- **EXERCISE DIRECTIONS**: Copy each line where the word "React" occurs.

- **DATA EXTRACT**:

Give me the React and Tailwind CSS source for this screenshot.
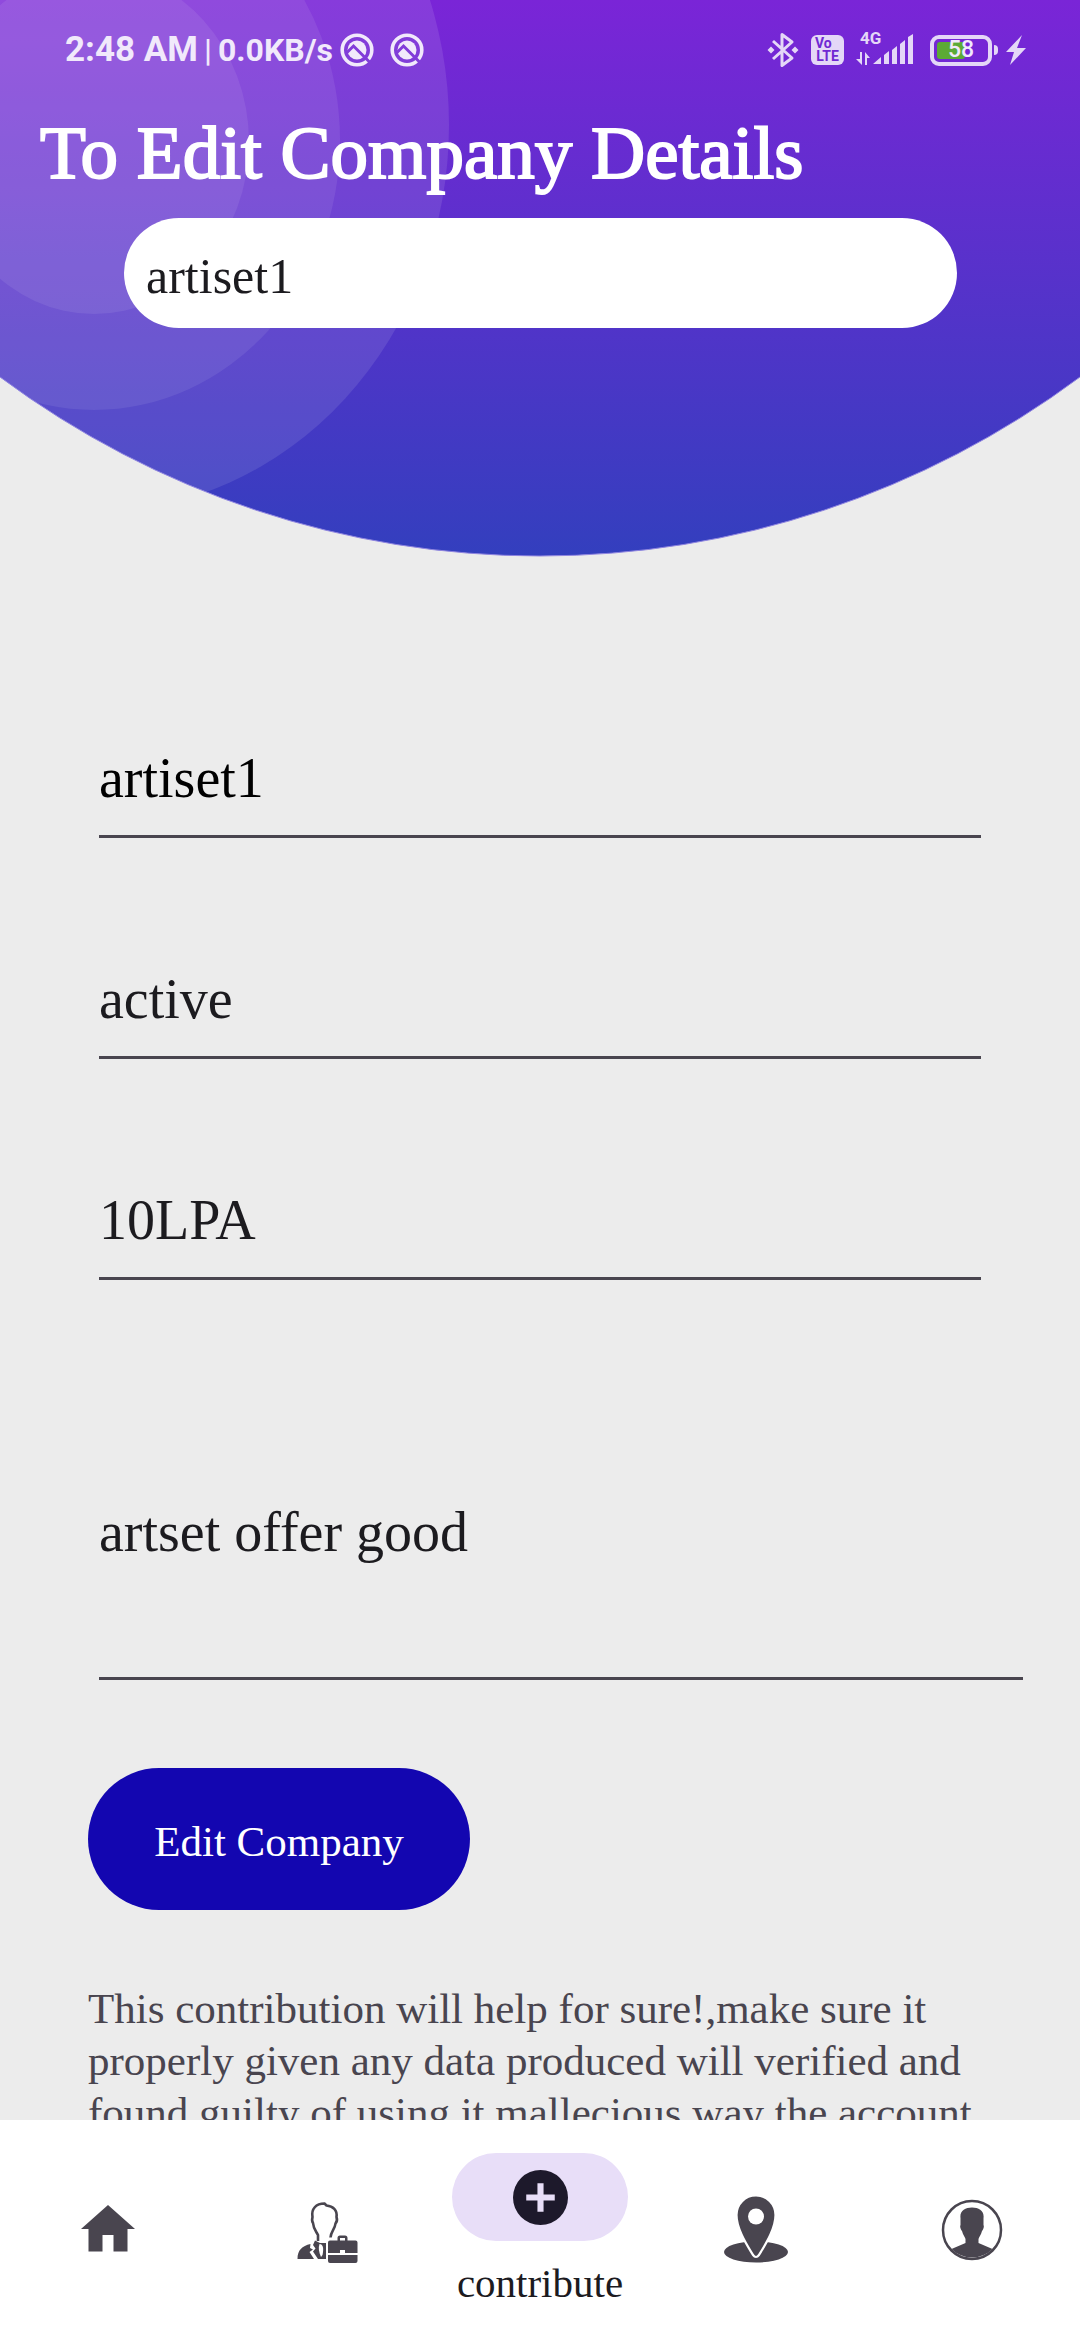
import React, { useId } from 'react';

const fields = [
  { id: 'company', label: 'Company name', value: 'artiset1', color: 'text-black' },
  { id: 'status', label: 'Status', value: 'active', color: 'text-[#1c1b1f]' },
  { id: 'salary', label: 'Salary', value: '10LPA', color: 'text-[#1c1b1f]' },
];

function HeaderArt() {
  return (
    <svg className="absolute inset-0 h-full w-full" viewBox="0 0 1080 557" preserveAspectRatio="none" aria-hidden="true">
      <defs>
        <linearGradient id="sky" x1="0" y1="0" x2="0" y2="1">
          <stop offset="0" stopColor="#7a25d7" />
          <stop offset="1" stopColor="#333fbe" />
        </linearGradient>
        <clipPath id="dome">
          <path d="M0 0H1080V377A904 904 0 0 1 0 377Z" />
        </clipPath>
      </defs>
      <g clipPath="url(#dome)">
        <rect width="1080" height="557" fill="url(#sky)" />
        <ellipse cx="94" cy="125" rx="355" ry="387" fill="#fff" fillOpacity=".1" />
        <ellipse cx="94" cy="140" rx="246" ry="270" fill="#fff" fillOpacity=".08" />
        <ellipse cx="94" cy="142" rx="155" ry="172" fill="#fff" fillOpacity=".08" />
      </g>
      <path d="M0 377A904 904 0 0 0 1080 377" fill="none" stroke="#8f85e0" strokeWidth="1" />
    </svg>
  );
}

function AppBadge() {
  const id = useId();
  return (
    <svg className="h-9 w-9" viewBox="0 0 36 36" aria-hidden="true">
      <mask id={id}>
        <rect width="36" height="36" fill="#fff" />
        <path d="M8 20.500L14.500 14L32 31.500" fill="none" stroke="#000" strokeWidth="3" />
      </mask>
      <g mask={`url(#${id})`}>
        <circle cx="18" cy="18" r="14.800" fill="none" stroke="#f1e9fb" strokeWidth="3.600" />
        <circle cx="18" cy="18" r="9.500" fill="#f1e9fb" />
      </g>
    </svg>
  );
}

function StatusBar() {
  return (
    <div className="flex h-[100px] items-center justify-between pr-[54px] pl-[65px] font-['Roboto',sans-serif] text-[#f1e9fb]">
      <div className="flex items-center">
        <span className="text-[35px] font-bold">2:48 AM</span>
        <span className="mx-1.5 text-[32px] font-medium">|</span>
        <span className="text-[32px] font-bold">0.0KB/s</span>
        <span className="ml-1.5 flex gap-[14px]"><AppBadge /><AppBadge /></span>
      </div>
      <div className="flex items-center gap-3">
        <svg className="h-9 w-8" viewBox="0 0 32 36" fill="none" stroke="#e4d7f7" strokeWidth="3" aria-hidden="true">
          <path d="M6 9L25 26L15 33.500V2.500L25 10L6 27" strokeLinejoin="round" />
          <path d="M4 14.500L7.500 18L4 21.500L.5 18ZM28 14.500L31.500 18L28 21.500L24.500 18Z" fill="#e4d7f7" stroke="none" />
        </svg>
        <span className="flex h-[30px] w-[33px] flex-col items-center justify-center rounded-[6px] bg-[#e4d7f7] text-[14px] leading-[13px] font-bold text-[#7028d3]">
          <span className="self-start pl-1">Vo</span><span>LTE</span>
        </span>
        <span className="relative h-9 w-[58px]">
          <span className="absolute -top-px left-1 text-[17px] leading-[14px] font-bold text-[#e4d7f7]">4G</span>
          <svg className="h-9 w-[58px]" viewBox="0 0 58 36" fill="#e4d7f7" aria-hidden="true">
            <path d="M4 20H6V33L0 27H4ZM9 33V20L14 26H11V33ZM17 32L25 25V32ZM28 23L33 19V32H28ZM36 18L41 14V32H36ZM44 12L49 8V32H44ZM52 5L57 2V32H52Z" />
          </svg>
        </span>
        <span className="ml-1 flex items-center">
          <span className="relative flex h-[31px] w-[62px] items-center justify-center rounded-[9px] border-4 border-[#e4d7f7]">
            <span className="absolute top-[3px] left-[3px] h-[17px] w-7 rounded-[3px] bg-[#5caa36]" />
            <span className="relative text-[23px] leading-6 font-medium">58</span>
          </span>
          <span className="ml-[2px] h-[10px] w-1 rounded-r bg-[#e4d7f7]" />
          <svg className="ml-2 h-[30px] w-5" viewBox="0 0 20 30" fill="#e4d7f7" aria-hidden="true">
            <path d="M16 0L0 17H8L4 30L20 13H11Z" />
          </svg>
        </span>
      </div>
    </div>
  );
}

function HomeIcon() {
  return (
    <svg className="h-[72px] w-[72px]" viewBox="0 0 72 72" fill="#49454f" aria-hidden="true">
      <path d="M36 11L63 35H55.500V57.500H41.500V41H30.500V57.500H16.500V35H9Z" />
    </svg>
  );
}

function WorkerIcon() {
  return (
    <svg className="h-[72px] w-[72px]" viewBox="0 0 72 72" fill="#49454f" aria-hidden="true">
      <path d="M30 47V41C28 37 25.500 35 25 29C23.500 27 24 25 24.500 23C23 15 28 9.500 36.500 9.500L38.500 11.500C45 12 49.500 16 48.500 23C49.500 26 49 28 47.500 29.500C47 35 43 37 42.500 43.500" fill="none" stroke="#49454f" strokeWidth="2.600" />
      <path d="M9.500 65C9.500 56 14 52 22.500 50L22 54L25 55.500L21.500 58L26 65Z" />
      <path d="M27 46.500L32 49H38V65H30L25 57.500L27.500 54.500L25 51Z" />
      <path d="M31.500 50C35 50 36 54 34.500 61L33 63C31 58 30 54 31.500 50Z" fill="#fff" />
      <path d="M42 46.500H49.500V44Q49.500 41.500 52 41.500H57Q59.500 41.500 59.500 44V46.500H67.500Q69.500 46.500 69.500 48.500V59H57V56H52V59H40V48.500Q40 46.500 42 46.500ZM52 46.500H57V44H52ZM40 61H69.500V67Q69.500 69 67.500 69H42Q40 69 40 67Z" fillRule="evenodd" />
    </svg>
  );
}

function PinIcon() {
  return (
    <svg className="h-[72px] w-[72px]" viewBox="0 0 72 72" fill="#49454f" aria-hidden="true">
      <ellipse cx="36" cy="58" rx="32" ry="10.500" />
      <path d="M36 1.500C25 1.500 16.500 10 16.500 21C16.500 35 27 51 33 61Q36 65 39 61C45 51 55.500 35 55.500 21C55.500 10 47 1.500 36 1.500Z" stroke="#fff" strokeWidth="2.200" />
      <circle cx="36" cy="22.500" r="8" fill="#fff" />
    </svg>
  );
}

function ProfileIcon() {
  return (
    <svg className="h-[72px] w-[72px]" viewBox="0 0 72 72" fill="#49454f" aria-hidden="true">
      <circle cx="36" cy="36" r="29" fill="none" stroke="#49454f" strokeWidth="2.500" />
      <path d="M24.500 24C23.500 17 29 13.500 36 13.500C43 13.500 48.500 17 47.500 24V31C48.500 33 47 36 46 37C45 41 43 43 42.500 45V49L56.500 55A29 29 0 0 1 15.500 55L29.500 49V45C29 43 27 41 26 37C25 36 23.500 33 24.500 31Z" />
    </svg>
  );
}

function NavItem({ label, children }) {
  return (
    <button type="button" aria-label={label} className="flex flex-1 justify-center pt-[74px]">{children}</button>
  );
}

export default function App() {
  return (
    <div className="flex h-screen flex-col overflow-hidden bg-[#ececec] font-['Liberation_Serif',serif]">
      <main className="min-h-0 flex-1 overflow-hidden">
        <header className="relative h-[557px]">
          <HeaderArt />
          <div className="relative">
            <StatusBar />
            <h1 className="pl-10 text-[75px] leading-[106px] whitespace-nowrap text-white [-webkit-text-stroke:2px_white]">To Edit Company Details</h1>
            <input aria-label="Search company" defaultValue="artiset1" className="mx-[124px] mt-3 block h-[110px] w-[calc(100%-247px)] rounded-full bg-white px-[22px] pt-1.5 text-[50px] text-[#1c1b1f]" />
          </div>
        </header>
        <form className="pt-[120px]" onSubmit={(e) => e.preventDefault()}>
          <div className="mx-[99px] flex flex-col gap-[60px]">
            {fields.map((f) => (
              <input key={f.id} aria-label={f.label} defaultValue={f.value} className={`h-[161px] w-full border-b-3 border-[#49454f] bg-transparent pt-11 text-[56px] ${f.color}`} />
            ))}
          </div>
          <textarea aria-label="Description" defaultValue="artset offer good" className="mr-[57px] ml-[99px] mt-[200px] block h-[200px] w-[calc(100%-156px)] resize-none border-b-3 border-[#49454f] bg-transparent pt-4 text-[56px] leading-[72px] text-[#1c1b1f]" />
          <button type="submit" className="mt-[88px] ml-[88px] h-[142px] w-[382px] rounded-full bg-[#1306b0] pt-1.5 text-[43px] text-white">Edit Company</button>
          <p className="mt-[73px] mr-[60px] ml-[88px] text-[43px] leading-[52px] text-[#49454f]">
            This contribution will help for sure!,make sure it<br />properly given any data produced will verified and<br />found guilty of using it mallecious way the account
          </p>
        </form>
      </main>
      <nav className="flex h-[220px] shrink-0 bg-white">
        <NavItem label="Home"><HomeIcon /></NavItem>
        <NavItem label="Jobs"><WorkerIcon /></NavItem>
        <button type="button" className="flex flex-1 flex-col items-center pt-[33px]">
          <span className="flex h-[88px] w-44 items-center justify-center rounded-full bg-[#e8def8]">
            <svg className="h-[55px] w-[55px]" viewBox="0 0 54 54" aria-hidden="true">
              <circle cx="27" cy="27" r="27" fill="#1d192b" />
              <path d="M27 13V41M13 27H41" stroke="#e8def8" strokeWidth="6" />
            </svg>
          </span>
          <span className="mt-5 text-[41px] leading-[44px] text-[#1c1b1f]">contribute</span>
        </button>
        <NavItem label="Places"><PinIcon /></NavItem>
        <NavItem label="Profile"><ProfileIcon /></NavItem>
      </nav>
    </div>
  );
}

- **EXERCISE RESPONSE**:
Give me the React and Tailwind CSS source for this screenshot.
import React, { useId } from 'react';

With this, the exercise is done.